House prices recovery is a rocky road
The average house price rose by more than £700 last month, and they will end the year significantly higher than at the start, defying all the doomsters, according to Nationwide this morning.
The price-boosters were quick to embrace the data as yet more evidence of Britain's fizzing property market. Galliford Try Homes said: "We are seeing a sustained recovery."
Meanwhile, the UK's biggest independent estate agency chain, Haart, says its own figures suggest prices in the capital were up 10% in November alone. That's an amazing increase – from £274,000 to £302,000 in just one month. And Haart reckons we're in for a "strong start" in 2010 as well.
Meanwhile, Rics, the surveyors trade association, says everything points to "further price increases into the new year."
Maybe they'll be right, and this year's falls will be a brief interlude in the ever upward march of property prices. But let's put a few things straight:
• Don't be conned by the way percentages work. When prices fall by 30% they need a 42.8% increase to return to their starting point. We are, thankfully, seeing only relatively small percentage price rises at the moment, and are still some way off the 2007 peak.

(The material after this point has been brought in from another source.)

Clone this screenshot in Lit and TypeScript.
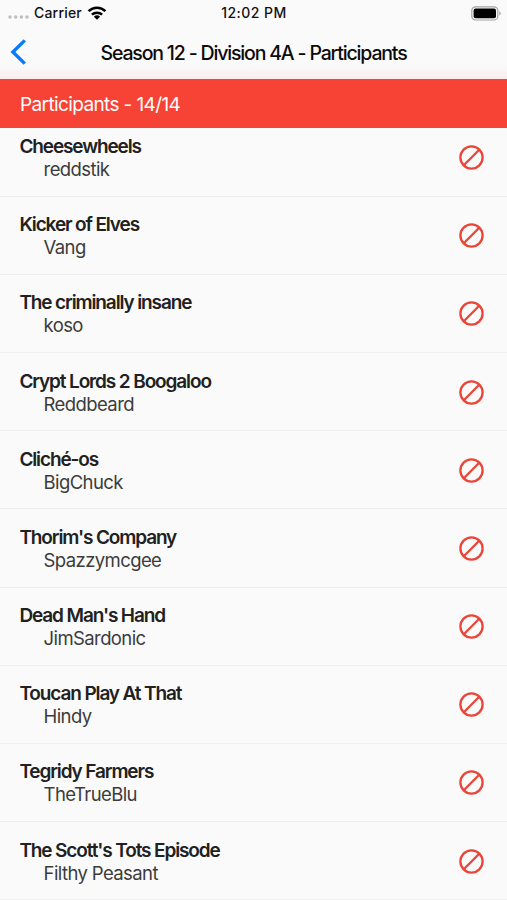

• This "recovery" is extraordinarily uneven. Some towns are still seeing price falls, while some types of property (eg one-bed flats) remain in low demand. House prices in the north remain 15% below their peak (even after the recent "recovery") and are selling at prices last seen in early 2004. In Northern Ireland, prices need to rise by 65% to retrace their peak two years ago.
• Savills, which has one of the better records in forecasting house prices, is predicting a 6.6% fall in 2010. Jones Lang LaSalle reckons prices will be down 7%.
• Asking prices are already falling, according to the major property websites. FindaProperty.com said a fortnight ago that prices fell 0.5% month-on-month and warned of a coming 'double dip' in the property market.
At some point – maybe it will be another two years away – we will wake up to find that interest rates are back at "normal" levels. Unemployment will remain high, rental demand low and pay rises subdued, and the banks will still want hefty deposits. This is no basis for a sustained recovery, whatever the property boosters say.
What's it like in your area? Do you see evidence of a boom, or is your local property market heading south?